== Directions ==
Copy every line that holds "styles".

== Material to process ==
——————————
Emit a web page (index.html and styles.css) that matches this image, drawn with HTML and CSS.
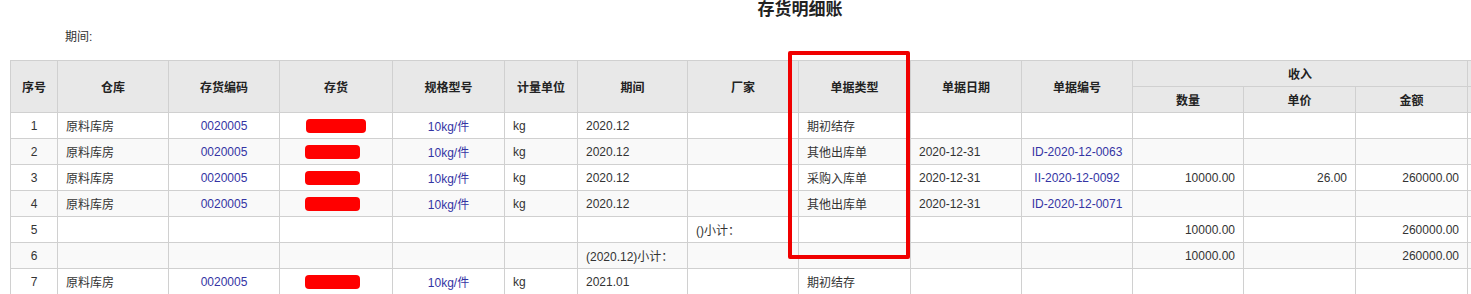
——————————
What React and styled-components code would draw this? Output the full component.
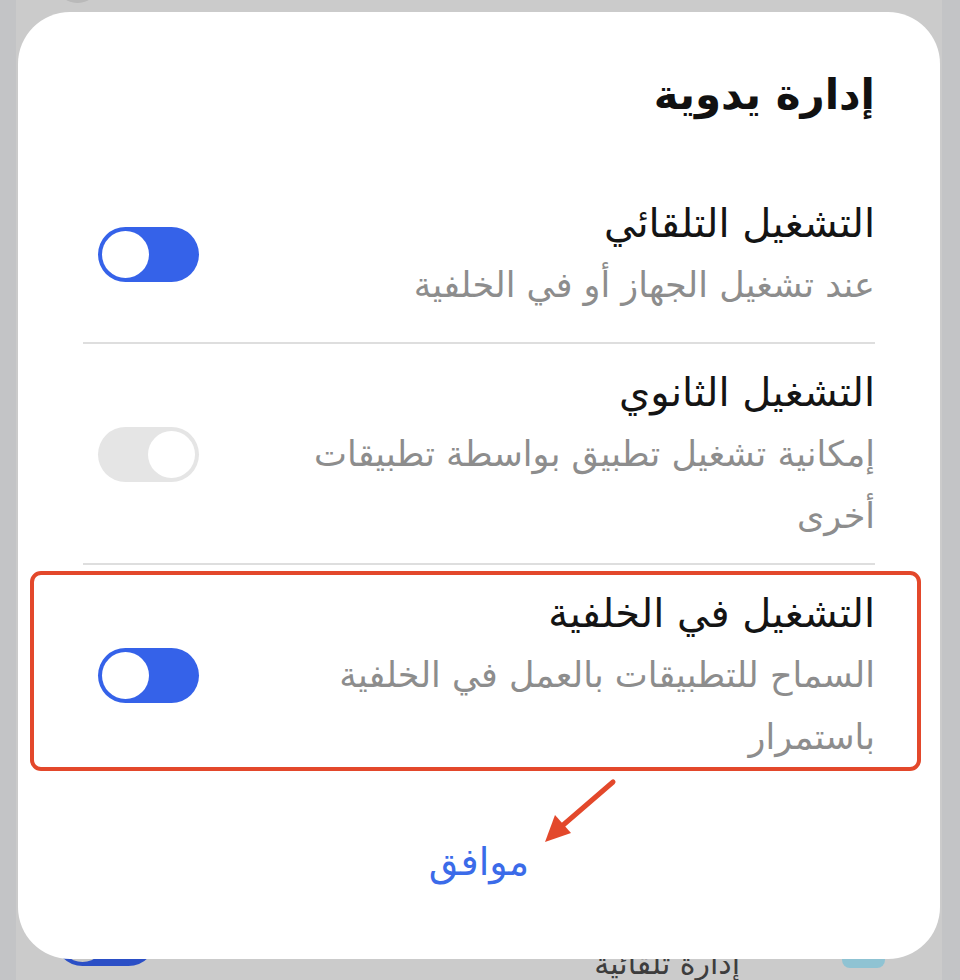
——————————
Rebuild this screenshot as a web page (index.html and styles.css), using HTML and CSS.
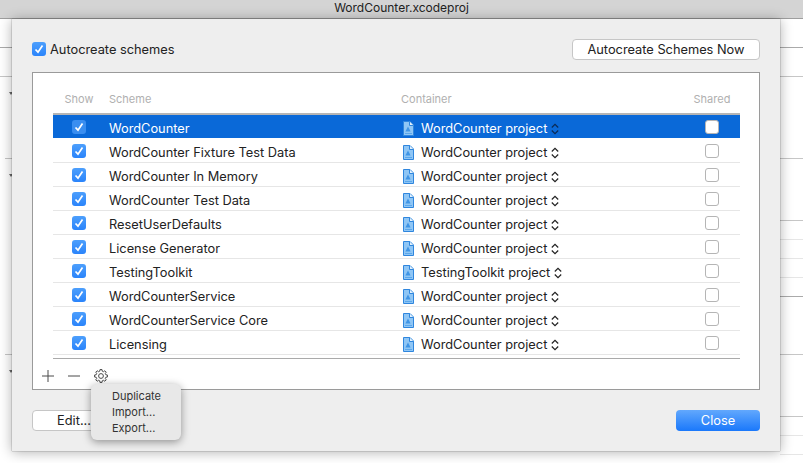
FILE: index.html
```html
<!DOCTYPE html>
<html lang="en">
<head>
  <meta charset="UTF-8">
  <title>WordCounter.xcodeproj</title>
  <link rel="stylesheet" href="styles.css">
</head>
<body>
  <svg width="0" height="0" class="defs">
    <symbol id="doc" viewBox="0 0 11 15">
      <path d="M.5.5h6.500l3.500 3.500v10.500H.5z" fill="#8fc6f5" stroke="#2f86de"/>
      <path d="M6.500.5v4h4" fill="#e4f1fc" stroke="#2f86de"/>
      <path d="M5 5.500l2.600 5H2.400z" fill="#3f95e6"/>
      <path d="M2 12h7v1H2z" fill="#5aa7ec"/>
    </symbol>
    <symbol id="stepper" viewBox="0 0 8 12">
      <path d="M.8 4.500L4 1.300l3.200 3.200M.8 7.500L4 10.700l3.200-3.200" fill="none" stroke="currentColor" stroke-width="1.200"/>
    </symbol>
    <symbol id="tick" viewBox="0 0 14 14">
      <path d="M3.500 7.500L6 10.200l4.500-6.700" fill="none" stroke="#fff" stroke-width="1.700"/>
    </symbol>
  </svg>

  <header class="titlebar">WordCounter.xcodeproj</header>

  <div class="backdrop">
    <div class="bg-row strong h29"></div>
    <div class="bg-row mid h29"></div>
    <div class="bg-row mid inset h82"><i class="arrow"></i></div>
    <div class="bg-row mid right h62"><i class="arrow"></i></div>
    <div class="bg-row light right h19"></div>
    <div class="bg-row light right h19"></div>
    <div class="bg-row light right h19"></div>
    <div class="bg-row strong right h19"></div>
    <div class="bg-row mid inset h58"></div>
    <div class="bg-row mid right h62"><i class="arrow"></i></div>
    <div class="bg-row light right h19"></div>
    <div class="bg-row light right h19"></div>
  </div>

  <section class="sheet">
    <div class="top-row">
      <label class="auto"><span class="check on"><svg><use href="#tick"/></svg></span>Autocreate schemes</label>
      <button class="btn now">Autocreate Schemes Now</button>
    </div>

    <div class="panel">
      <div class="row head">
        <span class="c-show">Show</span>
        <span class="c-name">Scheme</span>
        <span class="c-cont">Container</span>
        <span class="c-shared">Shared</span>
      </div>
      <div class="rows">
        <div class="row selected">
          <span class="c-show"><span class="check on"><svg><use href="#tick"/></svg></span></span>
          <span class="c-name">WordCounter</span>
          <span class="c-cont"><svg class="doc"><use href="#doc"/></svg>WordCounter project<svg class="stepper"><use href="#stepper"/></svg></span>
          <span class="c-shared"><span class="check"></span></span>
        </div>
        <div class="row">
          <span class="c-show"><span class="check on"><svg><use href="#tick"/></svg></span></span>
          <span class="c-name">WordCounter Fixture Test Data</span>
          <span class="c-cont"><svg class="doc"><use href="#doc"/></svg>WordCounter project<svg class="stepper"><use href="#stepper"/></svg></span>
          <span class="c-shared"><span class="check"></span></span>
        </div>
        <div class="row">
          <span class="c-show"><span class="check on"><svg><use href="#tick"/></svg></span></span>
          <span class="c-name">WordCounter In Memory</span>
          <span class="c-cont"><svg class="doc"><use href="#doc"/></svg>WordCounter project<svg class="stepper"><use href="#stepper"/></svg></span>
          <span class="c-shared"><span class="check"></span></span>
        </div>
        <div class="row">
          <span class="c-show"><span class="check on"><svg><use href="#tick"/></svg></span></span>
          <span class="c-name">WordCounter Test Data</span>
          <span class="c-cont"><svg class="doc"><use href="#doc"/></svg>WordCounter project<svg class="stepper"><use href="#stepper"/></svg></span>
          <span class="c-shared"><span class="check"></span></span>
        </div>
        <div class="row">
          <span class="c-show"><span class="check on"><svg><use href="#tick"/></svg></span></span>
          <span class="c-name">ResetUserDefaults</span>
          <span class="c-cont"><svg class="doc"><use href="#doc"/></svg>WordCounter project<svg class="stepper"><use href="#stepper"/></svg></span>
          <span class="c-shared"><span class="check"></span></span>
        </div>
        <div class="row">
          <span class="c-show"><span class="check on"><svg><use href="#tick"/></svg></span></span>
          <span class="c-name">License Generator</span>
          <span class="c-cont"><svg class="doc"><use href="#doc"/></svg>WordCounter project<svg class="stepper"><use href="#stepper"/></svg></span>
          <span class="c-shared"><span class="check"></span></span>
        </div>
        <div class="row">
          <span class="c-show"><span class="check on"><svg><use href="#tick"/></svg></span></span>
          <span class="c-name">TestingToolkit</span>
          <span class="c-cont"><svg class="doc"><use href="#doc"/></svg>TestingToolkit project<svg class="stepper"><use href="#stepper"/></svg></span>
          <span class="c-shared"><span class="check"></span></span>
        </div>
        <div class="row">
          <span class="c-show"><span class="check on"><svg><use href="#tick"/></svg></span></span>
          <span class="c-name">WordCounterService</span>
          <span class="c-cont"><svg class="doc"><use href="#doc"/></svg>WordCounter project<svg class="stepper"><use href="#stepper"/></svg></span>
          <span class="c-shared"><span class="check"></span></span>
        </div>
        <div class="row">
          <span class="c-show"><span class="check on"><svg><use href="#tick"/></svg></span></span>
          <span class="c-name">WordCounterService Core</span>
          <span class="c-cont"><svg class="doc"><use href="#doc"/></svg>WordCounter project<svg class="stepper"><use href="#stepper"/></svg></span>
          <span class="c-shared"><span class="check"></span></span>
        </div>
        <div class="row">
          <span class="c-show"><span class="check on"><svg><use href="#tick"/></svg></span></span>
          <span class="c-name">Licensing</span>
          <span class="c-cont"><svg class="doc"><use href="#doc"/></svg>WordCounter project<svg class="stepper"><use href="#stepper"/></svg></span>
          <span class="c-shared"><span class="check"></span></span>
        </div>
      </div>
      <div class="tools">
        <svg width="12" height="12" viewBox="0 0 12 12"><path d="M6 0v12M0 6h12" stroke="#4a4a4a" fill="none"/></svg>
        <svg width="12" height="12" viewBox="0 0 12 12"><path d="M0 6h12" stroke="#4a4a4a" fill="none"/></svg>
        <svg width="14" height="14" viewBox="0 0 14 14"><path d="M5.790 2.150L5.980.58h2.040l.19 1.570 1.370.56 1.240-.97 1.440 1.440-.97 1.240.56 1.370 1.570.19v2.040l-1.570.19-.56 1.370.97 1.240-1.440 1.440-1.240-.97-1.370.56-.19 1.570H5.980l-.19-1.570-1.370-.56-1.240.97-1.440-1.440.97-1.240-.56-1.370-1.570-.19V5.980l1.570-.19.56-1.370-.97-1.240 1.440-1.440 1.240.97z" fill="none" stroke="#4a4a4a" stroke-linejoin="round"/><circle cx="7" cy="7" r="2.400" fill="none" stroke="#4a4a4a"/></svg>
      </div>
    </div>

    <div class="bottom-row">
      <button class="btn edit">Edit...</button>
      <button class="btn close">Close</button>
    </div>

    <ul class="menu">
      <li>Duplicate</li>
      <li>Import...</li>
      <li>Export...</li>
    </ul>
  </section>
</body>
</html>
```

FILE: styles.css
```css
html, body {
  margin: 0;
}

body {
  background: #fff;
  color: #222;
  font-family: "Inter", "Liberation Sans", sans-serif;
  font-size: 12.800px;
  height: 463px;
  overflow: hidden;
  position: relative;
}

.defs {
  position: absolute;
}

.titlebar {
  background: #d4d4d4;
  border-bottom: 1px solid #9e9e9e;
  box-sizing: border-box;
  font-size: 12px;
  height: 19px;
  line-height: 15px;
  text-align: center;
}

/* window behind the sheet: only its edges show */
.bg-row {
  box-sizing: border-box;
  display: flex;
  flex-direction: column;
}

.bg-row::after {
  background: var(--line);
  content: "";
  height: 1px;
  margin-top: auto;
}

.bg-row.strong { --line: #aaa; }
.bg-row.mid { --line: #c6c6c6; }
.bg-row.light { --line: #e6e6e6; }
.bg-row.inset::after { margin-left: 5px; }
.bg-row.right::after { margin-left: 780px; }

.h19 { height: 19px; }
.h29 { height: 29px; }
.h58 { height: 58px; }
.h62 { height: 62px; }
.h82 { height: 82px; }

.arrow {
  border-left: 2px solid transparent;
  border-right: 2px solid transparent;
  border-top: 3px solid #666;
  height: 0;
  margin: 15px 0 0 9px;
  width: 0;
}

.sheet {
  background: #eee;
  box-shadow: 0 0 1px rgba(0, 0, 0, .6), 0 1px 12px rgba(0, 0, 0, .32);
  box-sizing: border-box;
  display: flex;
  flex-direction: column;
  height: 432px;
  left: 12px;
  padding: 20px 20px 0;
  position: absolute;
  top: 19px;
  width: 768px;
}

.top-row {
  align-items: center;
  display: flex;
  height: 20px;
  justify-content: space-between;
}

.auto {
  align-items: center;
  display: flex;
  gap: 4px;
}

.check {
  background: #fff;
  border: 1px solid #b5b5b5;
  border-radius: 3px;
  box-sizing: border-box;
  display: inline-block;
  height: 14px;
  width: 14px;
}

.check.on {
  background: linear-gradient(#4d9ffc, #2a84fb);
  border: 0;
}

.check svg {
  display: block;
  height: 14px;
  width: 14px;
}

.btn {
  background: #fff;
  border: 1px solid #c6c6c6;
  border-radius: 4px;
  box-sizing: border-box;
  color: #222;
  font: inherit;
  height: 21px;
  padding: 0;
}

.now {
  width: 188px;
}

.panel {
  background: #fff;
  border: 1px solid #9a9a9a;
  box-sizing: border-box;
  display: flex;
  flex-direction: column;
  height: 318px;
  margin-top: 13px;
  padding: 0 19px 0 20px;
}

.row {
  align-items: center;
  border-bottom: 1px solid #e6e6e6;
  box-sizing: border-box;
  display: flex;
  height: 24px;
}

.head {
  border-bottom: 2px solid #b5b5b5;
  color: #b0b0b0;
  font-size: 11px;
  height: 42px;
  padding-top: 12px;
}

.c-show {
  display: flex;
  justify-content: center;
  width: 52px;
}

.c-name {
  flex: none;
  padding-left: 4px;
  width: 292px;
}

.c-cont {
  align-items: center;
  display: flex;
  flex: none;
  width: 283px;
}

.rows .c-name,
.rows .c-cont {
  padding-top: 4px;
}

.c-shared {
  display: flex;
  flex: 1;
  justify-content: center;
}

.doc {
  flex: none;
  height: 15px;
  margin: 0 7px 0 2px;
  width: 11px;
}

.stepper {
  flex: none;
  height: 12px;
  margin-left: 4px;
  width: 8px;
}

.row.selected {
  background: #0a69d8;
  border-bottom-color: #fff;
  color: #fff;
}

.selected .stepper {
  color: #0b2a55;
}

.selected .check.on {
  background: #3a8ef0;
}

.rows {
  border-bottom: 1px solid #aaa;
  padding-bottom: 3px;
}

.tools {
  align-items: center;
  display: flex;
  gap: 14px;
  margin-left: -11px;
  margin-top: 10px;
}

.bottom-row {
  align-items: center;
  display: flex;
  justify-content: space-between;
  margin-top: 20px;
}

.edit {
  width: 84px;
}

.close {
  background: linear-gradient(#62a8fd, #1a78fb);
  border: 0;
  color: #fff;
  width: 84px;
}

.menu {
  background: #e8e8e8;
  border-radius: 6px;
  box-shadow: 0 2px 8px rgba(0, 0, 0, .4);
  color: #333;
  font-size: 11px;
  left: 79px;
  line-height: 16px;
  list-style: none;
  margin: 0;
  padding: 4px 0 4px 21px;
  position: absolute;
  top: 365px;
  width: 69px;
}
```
——————————
== Written reply ==
Emit a web page (index.html and styles.css) that matches this image, drawn with HTML and CSS.
Rebuild this screenshot as a web page (index.html and styles.css), using HTML and CSS.
  <link rel="stylesheet" href="styles.css">
FILE: styles.css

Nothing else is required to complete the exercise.